◆ **THE TASK**
Look below. Copy each line that has "Generate" in it.

───── GIVEN INFORMATION

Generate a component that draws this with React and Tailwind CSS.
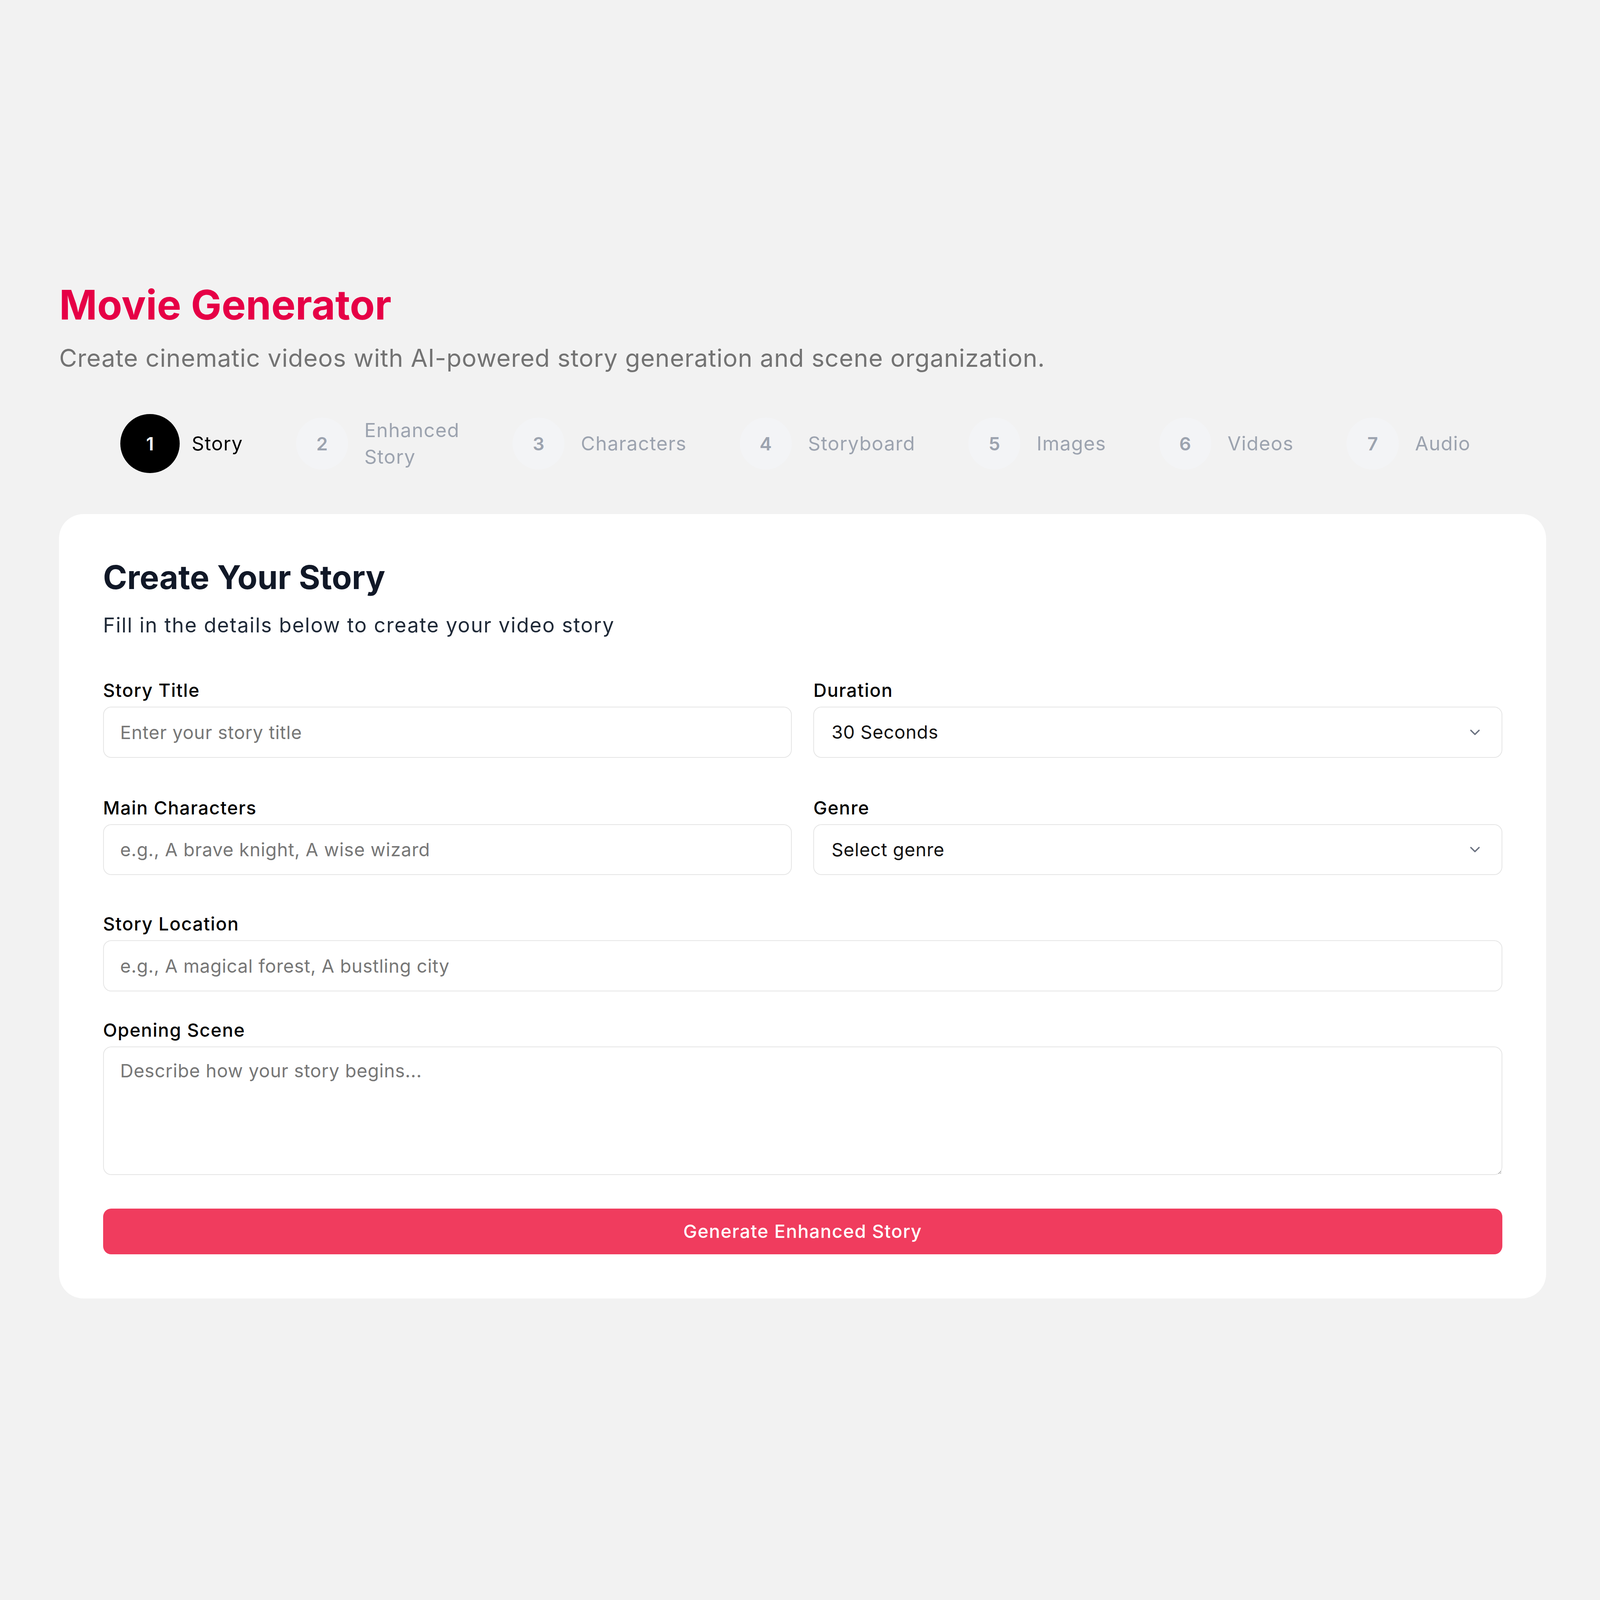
import React from "react";

const font = { fontFamily: "Inter, 'Noto Sans', sans-serif" };

const steps = [
  { n: 1, label: ["Story"] },
  { n: 2, label: ["Enhanced", "Story"] },
  { n: 3, label: ["Characters"] },
  { n: 4, label: ["Storyboard"] },
  { n: 5, label: ["Images"] },
  { n: 6, label: ["Videos"] },
  { n: 7, label: ["Audio"] },
];

function Chevron() {
  return (
    <svg width="16" height="16" viewBox="0 0 24 24" fill="none" stroke="#6b7280" strokeWidth="2" strokeLinecap="round" strokeLinejoin="round">
      <path d="m6 9 6 6 6-6" />
    </svg>
  );
}

function Field({ label, children }) {
  return (
    <div className="flex flex-col">
      <label className="text-[18px] leading-[24px] font-medium tracking-[0.6px] text-black mb-[4px]">{label}</label>
      {children}
    </div>
  );
}

function Input({ placeholder }) {
  return (
    <input
      placeholder={placeholder}
      className="h-[50px] w-full rounded-[8px] border border-[#e5e5e5] bg-white px-[16px] text-[18px] tracking-[0.3px] text-black placeholder:text-[#777777] outline-none"
    />
  );
}

function Select({ value }) {
  return (
    <div className="flex h-[50px] w-full items-center justify-between rounded-[8px] border border-[#e5e5e5] bg-white pl-[17px] pr-[18px] text-[18px] tracking-[0.3px] text-[#111111]">
      <span>{value}</span>
      <Chevron />
    </div>
  );
}

export default function App() {
  return (
    <div className="min-h-screen w-full bg-[#f2f2f2] overflow-hidden">
      <div className="[zoom:2.611] pl-[58px] pt-[275px] pb-[290px]" style={font}>
        <h1 className="text-[40px] leading-[48px] font-bold text-[#e60046]">Movie Generator</h1>
        <p className="mt-[12px] text-[24px] leading-[32px] tracking-[0.35px] text-[#737373]">
          Create cinematic videos with AI-powered story generation and scene organization.
        </p>

        <div className="mt-[39px] flex items-center gap-[52px] pl-[60px]">
          {steps.map((s) => {
            const active = s.n === 1;
            return (
              <div key={s.n} className={`flex items-center ${active ? "gap-[12px]" : "gap-[16px]"}`}>
                <div
                  className={
                    active
                      ? "flex h-[58px] w-[58px] items-center justify-center rounded-full bg-black text-[18px] font-semibold text-white"
                      : "flex h-[51px] w-[51px] items-center justify-center rounded-full bg-[#f3f4f6] text-[18px] font-semibold text-[#9ca3af]"
                  }
                >
                  {s.n}
                </div>
                <div className={`text-[19px] leading-[26px] tracking-[0.5px] ${active ? "text-black" : "text-[#9ca3af]"}`}>
                  {s.label.map((l) => (
                    <div key={l}>{l}</div>
                  ))}
                </div>
              </div>
            );
          })}
        </div>

        <div className="mt-[40px] w-[1458px] rounded-[24px] bg-white px-[43px] pt-[42px] pb-[43px]">
          <h2 className="text-[32px] leading-[40px] font-bold text-[#111827]">Create Your Story</h2>
          <p className="mt-[13px] text-[20px] leading-[28px] tracking-[0.75px] text-[#1f2937]">
            Fill in the details below to create your video story
          </p>

          <div className="mt-[38px] grid grid-cols-2 gap-x-[21px] gap-y-[37px]">
            <Field label="Story Title">
              <Input placeholder="Enter your story title" />
            </Field>
            <Field label="Duration">
              <Select value="30 Seconds" />
            </Field>
            <Field label="Main Characters">
              <Input placeholder="e.g., A brave knight, A wise wizard" />
            </Field>
            <Field label="Genre">
              <Select value="Select genre" />
            </Field>
          </div>

          <div className="mt-[36px]">
            <Field label="Story Location">
              <Input placeholder="e.g., A magical forest, A bustling city" />
            </Field>
          </div>

          <div className="mt-[26px]">
            <Field label="Opening Scene">
              <textarea
                placeholder="Describe how your story begins..."
                className="block h-[126px] w-full rounded-[8px] border border-[#e5e5e5] bg-white px-[16px] py-[10px] text-[18px] leading-[26px] tracking-[0.3px] text-black placeholder:text-[#777777] outline-none"
              />
            </Field>
          </div>

          <button className="mt-[33px] flex h-[45px] w-full items-center justify-center rounded-[8px] bg-[#f03c5e] text-[18px] font-medium tracking-[0.6px] text-white">
            Generate Enhanced Story
          </button>
        </div>
      </div>
    </div>
  );
}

──────────

◆ **CORRECT OUTPUT**
Generate a component that draws this with React and Tailwind CSS.
            Generate Enhanced Story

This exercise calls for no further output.